According to Mike Klipsch, president of the Klipsch
brand, Klipsch purchased the brands because, at the time, it was aggressively
seeking new ways to enhance its sound experience and wanted to develop perfectly
matched, electronic solutions under the Aragon name. While this sounds nice, the truth is revealed more clearly in the results of the acquisition. Klipsch may have had good intentions, but at least with respect to Aragon, the brand was left to sit and collect dust - effectively ruining the product line. In 2005 they made it official and ceased production of the Aragon line, though they honored
warranty terms and provided some customer support.
It was, in effect, a complete waste and one of the poorest (though perhaps not as costly) business decisions we've seen in years.
Today, the discontinuation of Aragon has opened new doors for former Klipsch electronics engineers Rick Santiago and Ted Moore. These two industry veterans, with 36 years of experience combined, have co-founded a new independent startup company called Indy Audio Labs, LLC and plan on developing and marketing new products under the Aragon and Acurus names. Indy Audio Labs will also assume full responsibility for the ongoing service and support of existing Aragon and Acurus products.
According to Santiago, IAL CEO, we are living in a time when traditional home entertainment experiences are being significantly re-defined and enhanced. “In our opinion, few manufacturers have been successful at providing the A/V realism and operational simplicity that consumers want, especially in this new digital media world. Indy Audio Labs is excited about developing future-ready entertainment products that exemplify the high-performance, reliability and ease-of operation of the classic Aragon and Acurus models,” he concluded.
Effective May 18, when people call the Aragon tech support line at (866) 781-7284 or the Aragon service line at (914) 693-8008, they will automatically be forwarded to Indy Audio Labs. Additional support information can be found at www.indyaudiolabs.com.
Personally, we can’t wait to see what’s next
for Aragon and Acurus. Anything will be better than what's transpired over the last 8 years - which is basically nothing.
Recent Forum Posts:
luisev, post: 607513
I've sent them an email, so I hope I hear back from them soon.
If and when you hear from them, I'd love to hear back from you. Would you please?
Ask them to send you their last brochure on their products.
* Sorry man that I cannot help you with their latest amp's information.
Has anyone heard any updates? I'm asking as I am the original owner of two Acurus amps, 200x3 and a250, and have enjoyed them for close to 13 years now and need an additional amp. I'm looking to switch from 5.1 to 7.1, so I need two additional channels and would prefer to stay with the same manufacture line. I know I can probably get a used Acurus amp off of eBay or Audiogon, but I'm curious as to what Indy has in mind for the product lines… If anyone knows anything please let me know…

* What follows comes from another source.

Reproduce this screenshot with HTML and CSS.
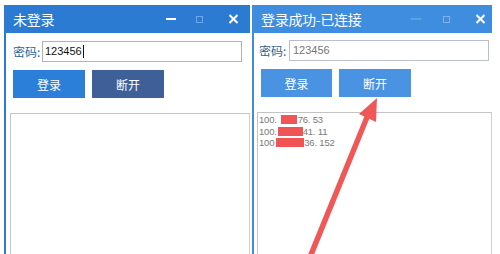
FILE: index.html
```html
<!DOCTYPE html>
<html lang="zh-CN">
<head>
    <meta charset="UTF-8">
    <title>登录</title>
    <link rel="stylesheet" href="styles.css">
</head>
<body>
    <div class="desk">
        <div class="window win-left">
            <div class="title-bar">
                <span class="title">未登录</span>
                <svg class="ctl ctl-min" width="10" height="10" viewBox="0 0 10 10"><rect x="0" y="4" width="10" height="2" fill="#fff"/></svg>
                <svg class="ctl ctl-max" width="7" height="10" viewBox="0 0 7 10"><rect x="0.5" y="2.5" width="6" height="6" fill="none" stroke="#6fa8e6"/></svg>
                <svg class="ctl ctl-close" width="9" height="10" viewBox="0 0 9 10"><path d="M0.5 1 L8.5 9 M8.5 1 L0.5 9" stroke="#fff" stroke-width="2"/></svg>
            </div>
            <div class="form-row">
                <label class="pwd-label">密码:</label>
                <div class="pwd-input">123456<span class="caret"></span></div>
            </div>
            <div class="btn-row">
                <button class="btn btn-login">登录</button>
                <button class="btn btn-dark">断开</button>
            </div>
            <div class="log-box"></div>
        </div>

        <div class="window win-right">
            <div class="title-bar">
                <span class="title">登录成功-已连接</span>
                <svg class="ctl ctl-min" width="10" height="10" viewBox="0 0 10 10"><rect x="0" y="4.5" width="10" height="1" fill="#7db3ea"/></svg>
                <svg class="ctl ctl-max" width="7" height="10" viewBox="0 0 7 10"><rect x="0.5" y="2.5" width="6" height="6" fill="none" stroke="#7db3ea"/></svg>
                <svg class="ctl ctl-close" width="9" height="10" viewBox="0 0 9 10"><path d="M0.5 1 L8.5 9 M8.5 1 L0.5 9" stroke="#fff" stroke-width="2"/></svg>
            </div>
            <div class="form-row">
                <label class="pwd-label">密码:</label>
                <div class="pwd-input">123456</div>
            </div>
            <div class="btn-row">
                <button class="btn btn-light">登录</button>
                <button class="btn btn-light btn-wide">断开</button>
            </div>
            <div class="log-box">
                <div class="log-line">100.<span class="mask m1"></span>76. 53</div>
                <div class="log-line">100.<span class="mask m2"></span>41. 11</div>
                <div class="log-line">100<span class="mask m3"></span>36. 152</div>
            </div>
        </div>
    </div>

    <svg class="arrow" width="500" height="254" viewBox="0 0 500 254">
        <polygon points="305,262 311,262 370,117 365,115" fill="#f05858"/>
        <polygon points="377,98 359,114 376,122" fill="#f05858"/>
    </svg>
</body>
</html>
```

FILE: styles.css
```css
body {
    margin: 0;
    padding: 0;
    background: #fff;
    font-family: "Noto Sans CJK SC", "Liberation Sans", sans-serif;
    width: 500px;
    height: 254px;
    overflow: hidden;
    position: relative;
}
.desk {
    display: flex;
    gap: 2px;
    padding: 5px 0 0 4px;
}
.window {
    display: flex;
    flex-direction: column;
}
.win-left {
    width: 244px;
    border-left: 2px solid #2b7bd2;
}
.win-right {
    width: 238px;
    border-left: 2px solid #3f8ddf;
}
.title-bar {
    height: 28px;
    display: flex;
    align-items: center;
    color: #fff;
}
.win-left .title-bar {
    background: #2b7bd2;
    padding: 0 12px 0 7px;
}
.win-right .title-bar {
    background: #3f8ddf;
    padding: 0 7px 0 7px;
}
.title {
    flex: 1;
    font-size: 14px;
    letter-spacing: -0.3px;
}
.ctl {
    display: block;
}
.ctl-max {
    margin-left: 20px;
}
.ctl-close {
    margin-left: 26px;
}
.win-right .ctl-max {
    margin-left: 22px;
}
.form-row {
    display: flex;
    align-items: center;
}
.win-left .form-row {
    margin-top: 8px;
    padding-left: 7px;
}
.win-right .form-row {
    margin-top: 7px;
    padding-left: 5px;
}
.pwd-label {
    width: 29px;
    font-size: 12px;
    color: #2f5f94;
    white-space: nowrap;
}
.win-right .pwd-label {
    width: 30px;
    color: #3a5f88;
}
.pwd-input {
    width: 200px;
    height: 21px;
    box-sizing: border-box;
    border: 1px solid #aab4c0;
    font-family: "Liberation Sans", sans-serif;
    font-size: 11px;
    line-height: 19px;
    padding-left: 2px;
    color: #111;
    display: flex;
    align-items: center;
}
.win-right .pwd-input {
    color: #777;
    border-color: #b8c0c8;
    padding-left: 3px;
}
.caret {
    display: inline-block;
    width: 1px;
    height: 13px;
    background: #111;
    margin-left: 1px;
}
.btn-row {
    display: flex;
    gap: 7px;
    margin-top: 8px;
    padding-left: 7px;
}
.btn {
    width: 72px;
    height: 28px;
    border: none;
    color: #fff;
    font-family: "Noto Sans CJK SC", sans-serif;
    font-size: 12px;
    padding: 0;
}
.btn-login {
    background: #2b7fd8;
}
.btn-dark {
    background: #3f5f98;
}
.btn-light {
    background: #4a93e2;
    width: 71px;
}
.btn-light.btn-wide {
    width: 72px;
}
.log-box {
    box-sizing: border-box;
    border: 1px solid #c4c4c4;
    border-bottom: none;
    border-right-color: #d0d0d0;
}
.win-left .log-box {
    margin: 15px 0 0 4px;
    width: 240px;
    height: 141px;
}
.win-right .log-box {
    margin: 15px 0 0 3px;
    width: 235px;
    height: 142px;
    padding: 1px 0 0 1px;
}
.log-line {
    font-family: "Liberation Sans", sans-serif;
    font-size: 9.5px;
    letter-spacing: -0.2px;
    line-height: 11.5px;
    color: #7a7a7a;
    white-space: nowrap;
    display: flex;
    align-items: center;
}
.mask {
    display: inline-block;
    height: 9px;
    background: #f05454;
}
.m1 {
    width: 16px;
    margin: 0 1px 0 4px;
}
.m2 {
    width: 25px;
    margin: 0 0 0 1px;
}
.m3 {
    width: 28px;
    margin: 0 0 0 2px;
}
.arrow {
    position: absolute;
    left: 0;
    top: 0;
    pointer-events: none;
}
```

davidtwotrees, post: 568303
Yeah, I sold two of the same for the same reason! But it was also because I realized what a noob I was “biamping” my mains with those two amps…..
I did like the simple approach to home theatre. It seems to have disappeared from the industry. “Feature rich” seems to rule the day.
I recall reading some lab measurements from 3rd party on the Acurus 200X3 and R10 preamp.
The 200X3 had phenominal measurements. The theme I kept on seeing was “12 times better”. What's that one word that means this?
Anyway, I read the review on the R10 in The Audio Critic, and they mentioned this same theme - “12 times better”, “military-grade quality”, “will last 20 years”, “better measurements than Krell”, etc.
You gotta love a preamp that cost $700 (R10) and measured better than a $4K Krell preamp!
Same thing with the 200X3, which cost around $1K, but measured “12 times better” than many $3K amps.